Indeed, should Burnham seek to implement this approach, he will face fierce opposition from those corporations and their supporters in Parliament and elsewhere (including some in the ranks of the Parliamentary Labour Party) with stakes in those privatised assets and in the political networks that facilitated private expropriation. Think Mandelson and friends.

The Productive State says little on how a Labour government would go about taking such assets into public ownership, save that they would be taken over by public corporations which would have commercial independence and arm’s-length governance and that: “The pace and feasibility of such a programme would depend on legal constraints, market conditions and fiscal considerations, rather than a single acquisition mechanism…”

Organised opposition would be the first problem.
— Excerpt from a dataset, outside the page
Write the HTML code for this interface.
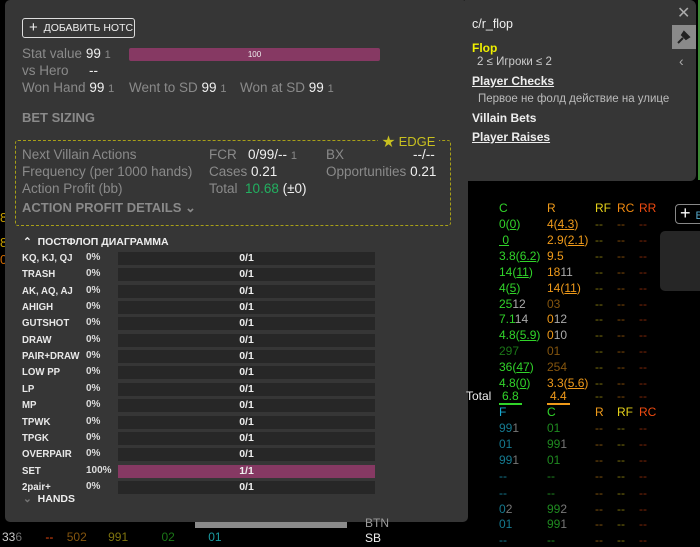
<!DOCTYPE html>
<html><head><meta charset="utf-8"><style>
*{margin:0;padding:0;box-sizing:border-box}
body{width:700px;height:542px;background:#000;position:relative;overflow:hidden;font-family:"Liberation Sans","Noto Sans CJK SC",sans-serif;font-size:13px;color:#fff}
.a{position:absolute;white-space:nowrap}
.panel{position:absolute;background:#363636;border-radius:5px}
.g{color:#8a8a8a}
.w{color:#f0f0f0}
.lbl{font-size:13.5px}
.row .t{position:absolute;left:22px;font-size:10.5px;color:#e8e8e8;font-weight:bold;transform:scaleX(.92);transform-origin:left}
.row .p{position:absolute;left:86px;font-size:10px;color:#ddd;font-weight:bold}
.row .b{position:absolute;left:118px;width:257px;height:13px;background:#272727;color:#eee;font-size:10.5px;text-align:center;line-height:13px;font-weight:bold}
.tb{font-size:12px}
.c{color:#31d42a}.r{color:#ef9a1a}.rf{color:#e6d21a}.rc{color:#f08a10}.rr{color:#ee4a10}
.dk{opacity:.55}
u{text-decoration:underline}
</style></head><body>
<div class="a" style="left:698px;top:0;width:2px;height:180px;background:#3d8a36"></div>
<div class="a" style="left:0;top:210px;color:#c9a000;font-size:13px">8</div>
<div class="a" style="left:0;top:235px;color:#c9a000;font-size:13px">8</div>
<div class="a" style="left:0;top:252px;color:#d06a00;font-size:13px">0</div>
<div class="a" style="left:660px;top:231px;width:50px;height:60px;background:#262626;border-radius:5px"></div>
<div class="a" style="left:675px;top:204px;width:40px;height:20px;border:1px solid #888;border-radius:4px;color:#fff;font-size:18px;line-height:16px;padding-left:4px">+ <span style="font-size:11px;color:#5ac">B</span></div>
<div class="a" style="left:195px;top:520px;width:152px;height:8px;background:#8a8a8a"></div>

<div class="panel" style="left:5px;top:0;width:463px;height:522px"></div>
<div class="a" style="left:22px;top:18px;width:113px;height:20px;border:1px solid #ddd;border-radius:3px;font-size:10.5px;line-height:18px;padding-left:6px;color:#eee"><span style="font-size:15px;vertical-align:-1px">+</span>&nbsp; ДОБАВИТЬ НОТС</div>
<div class="a lbl" style="left:22px;top:46px"><span class="g">Stat value</span> <b class="w" style="font-weight:normal">99</b> <span class="g" style="font-size:11px">1</span></div>
<div class="a" style="left:129px;top:48px;width:251px;height:13px;background:#863963;border-radius:2px;font-size:8px;text-align:center;line-height:13px;color:#eee">100</div>
<div class="a lbl" style="left:22px;top:63px"><span class="g">vs Hero</span></div>
<div class="a lbl w" style="left:89px;top:63px">--</div>
<div class="a lbl" style="left:22px;top:80px"><span class="g">Won Hand</span> <span class="w">99</span> <span class="g" style="font-size:11px">1</span></div>
<div class="a lbl" style="left:129px;top:80px"><span class="g">Went to SD</span> <span class="w">99</span> <span class="g" style="font-size:11px">1</span></div>
<div class="a lbl" style="left:240px;top:80px"><span class="g">Won at SD</span> <span class="w">99</span> <span class="g" style="font-size:11px">1</span></div>
<div class="a g" style="left:22px;top:110px;font-size:13px;font-weight:bold">BET SIZING</div>
<div class="a" style="left:15px;top:140px;width:436px;height:86px;border:1px dashed #a8a018;border-radius:3px"></div>
<div class="a" style="left:378px;top:131px;background:#363636;padding:0 4px;color:#c8c020;font-size:13px">★ EDGE</div>
<div class="a lbl g" style="left:22px;top:147px">Next Villain Actions</div>
<div class="a lbl g" style="left:22px;top:164px">Frequency (per 1000 hands)</div>
<div class="a lbl g" style="left:22px;top:181px">Action Profit (bb)</div>
<div class="a g" style="left:22px;top:200px;font-size:13px;font-weight:bold">ACTION PROFIT DETAILS ⌄</div>
<div class="a lbl" style="left:209px;top:147px"><span class="g">FCR</span> &nbsp; <span class="w">0/99/--</span> <span class="g" style="font-size:11px">1</span></div>
<div class="a lbl" style="left:209px;top:164px"><span class="g">Cases</span> <span class="w">0.21</span></div>
<div class="a lbl" style="left:209px;top:181px"><span class="g">Total</span> &nbsp;<span style="color:#22b060">10.68</span> <span class="w">(±0)</span></div>
<div class="a lbl g" style="left:326px;top:147px">BX</div>
<div class="a lbl w" style="left:413px;top:147px">--/--</div>
<div class="a lbl" style="left:326px;top:164px"><span class="g">Opportunities</span> <span class="w">0.21</span></div>
<div class="a" style="left:23px;top:236px;font-size:10.5px;font-weight:bold;color:#eee">⌃ &nbsp;ПОСТФЛОП ДИАГРАММА</div>
<div id="rows"></div>
<div class="a" style="left:23px;top:493px;font-size:10.5px;font-weight:bold;color:#eee"><span style="color:#777">⌄</span> &nbsp;HANDS</div>

<div class="panel" style="left:465px;top:0;width:231px;height:181px;border-radius:0 6px 6px 0"></div>
<div class="a" style="left:472px;top:17px;font-size:12.5px;color:#eee">c/r_flop</div>
<div class="a" style="left:472px;top:41px;font-size:12px;font-weight:bold;color:#f0f000">Flop</div>
<div class="a" style="left:477px;top:56px;font-size:11.5px;color:#ccc">2 ≤ Игроки ≤ 2</div>
<div class="a" style="left:472px;top:74px;font-size:12px;font-weight:bold;color:#eee"><u>Player Checks</u></div>
<div class="a" style="left:478px;top:93px;font-size:11.5px;color:#bbb">Первое не фолд действие на улице</div>
<div class="a" style="left:472px;top:111px;font-size:12px;font-weight:bold;color:#eee">Villain Bets</div>
<div class="a" style="left:472px;top:130px;font-size:12px;font-weight:bold;color:#eee"><u>Player Raises</u></div>
<div class="a" style="left:677px;top:3px;color:#aaa;font-size:16px">✕</div>
<div class="a" style="left:672px;top:25px;width:24px;height:24px;background:#8a8a8a"></div>
<svg class="a" style="left:675px;top:28px" width="18" height="18" viewBox="0 0 18 18"><path d="M3 15 L8 10 M7 6 L12 11 M9 4 L14 9 L11 11 L7 7 Z" stroke="#222" stroke-width="2" fill="#222"/></svg>
<div class="a" style="left:679px;top:53px;color:#aaa;font-size:14px">‹</div>

<div id="tbl"></div>
<div class="a" style="left:466px;top:389px;font-size:12px;color:#eee">Total</div>
<div class="a" style="left:2px;top:530px;font-size:12px;color:#ccc">33<span class="dk">6</span> <span class="rr" style="margin-left:20px">--</span> <span class="r dk" style="margin-left:10px">502</span> <span class="rf dk" style="margin-left:18px">991</span> <span class="c dk" style="margin-left:30px">02</span> <span style="color:#1a9aa0;margin-left:30px">01</span></div>
<div class="a" style="left:365px;top:531px;font-size:12px;color:#eee">SB</div>
<div class="a" style="left:365px;top:516px;font-size:12px;color:#999">BTN</div>

<script>
var names=["KQ, KJ, QJ","TRASH","AK, AQ, AJ","AHIGH","GUTSHOT","DRAW","PAIR+DRAW","LOW PP","LP","MP","TPWK","TPGK","OVERPAIR","SET","2pair+"];
var h="";
names.forEach(function(n,i){var y=252+i*16.35;var set=n=="SET";
h+='<div class="a row" style="left:0;top:'+y+'px;width:400px;height:14px"><span class="t">'+n+'</span><span class="p">'+(set?"100%":"0%")+'</span><span class="b" style="top:0;'+(set?'background:#863963':'')+'">'+(set?"1/1":"0/1")+'</span></div>';});
document.getElementById("rows").innerHTML=h;
var t="";
function row(y,c1,c2,cls1,cls2,dash){t+='<div class="a tb" style="left:499px;top:'+y+'px"><span class="'+cls1+'">'+c1+'</span></div><div class="a tb" style="left:547px;top:'+y+'px"><span class="'+cls2+'">'+c2+'</span></div>';
(dash||[["rf",595],["rc",617],["rr",639]]).forEach(function(d){t+='<div class="a tb '+d[0]+' dk" style="left:'+d[1]+'px;top:'+y+'px">--</div>';});}
t+='<div class="a tb c" style="left:499px;top:201px">C</div><div class="a tb r" style="left:547px;top:201px">R</div><div class="a tb rf" style="left:595px;top:201px">RF</div><div class="a tb rc" style="left:617px;top:201px">RC</div><div class="a tb rr" style="left:639px;top:201px">RR</div>';
var A=[["0(<u>0</u>)","4(<u>4.3</u>)"],["<u>&nbsp;0</u>","2.9(<u>2.1</u>)"],["3.8(<u>6.2</u>)","9.5"],["14(<u>11</u>)","18<span style=color:#aaa>11</span>"],["4(<u>5</u>)","14(<u>11</u>)"],["25<span style=color:#aaa>12</span>","<span class=dk>03</span>"],["7.1<span style=color:#aaa>14</span>","0<span style=color:#aaa>12</span>"],["4.8(<u>5.9</u>)","0<span style=color:#aaa>10</span>"],["<span class=dk>297</span>","<span class=dk>01</span>"],["36(<u>47</u>)","<span class=dk>254</span>"],["4.8(<u>0</u>)","3.3(<u>5.6</u>)"]];
A.forEach(function(a,i){row(217+i*15.9,a[0],a[1],"c","r");});
t+='<div class="a tb c" style="left:499px;top:389px;border-bottom:2px solid #31d42a;padding:0 3px">6.8</div><div class="a tb r" style="left:547px;top:389px;border-bottom:2px solid #ef9a1a;padding:0 3px">4.4</div>';
["rf","rc","rr"].forEach(function(c,j){t+='<div class="a tb '+c+' dk" style="left:'+[595,617,639][j]+'px;top:389px">--</div>';});
t+='<div class="a tb" style="left:499px;top:405px;color:#18a8d0">F</div><div class="a tb c" style="left:547px;top:405px">C</div><div class="a tb r" style="left:595px;top:405px">R</div><div class="a tb rf" style="left:617px;top:405px">RF</div><div class="a tb rr" style="left:639px;top:405px">RC</div>';
var B=[["99<span style=color:#777>1</span>","01"],["01","99<span style=color:#777>1</span>"],["99<span style=color:#777>1</span>","01"],["--","--"],["--","--"],["0<span style=color:#777>2</span>","99<span style=color:#777>2</span>"],["01","99<span style=color:#777>1</span>"],["--","--"]];
var dd=[["r",595],["rf",617],["rr",639]];
B.forEach(function(b,i){var y=421+i*15.9+(i>=4?1:0);t+='<div class="a tb" style="left:499px;top:'+y+'px;color:#157a90">'+b[0]+'</div><div class="a tb" style="left:547px;top:'+y+'px;color:#1f8a20">'+b[1]+'</div>';dd.forEach(function(d){t+='<div class="a tb '+d[0]+' dk" style="left:'+d[1]+'px;top:'+y+'px">--</div>';});});
document.getElementById("tbl").innerHTML=t;
</script>
</body></html>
The second which would be exacerbated, indeed encouraged, by those organising corporate resistance, is the expectation of immediate action from an electorate tired of austerity, the cost-of-living crisis and the perfidy of politicians. Burnham’s government does not have much time to rectify all of this.

The Productive State does have plans to address the cost-of-living crisis by a fully tax-funded package to lower inflation by reducing the cost of energy, housing and transport and to tackle the housing shortage through a network of regional public housing corporations.

If Burnham is serious about pushing back neoliberalism and its deeply politically embedded supporters, he needs to do all of these things, but he needs to do more.

Given the time lag between legislation and action on the ground, he needs to mobilise working-class support for such a programme through the unions and grassroots political and community activism.

Indeed, the left should start now to push the prime-minister-in-waiting in the right direction, by getting behind this programme that could at least change the direction of British politics in the right direction. As a political programme Manchesterism has significant limitations, but it’s a start and potentially an important start for a left, popular movement which has largely been absent from British politics for some time.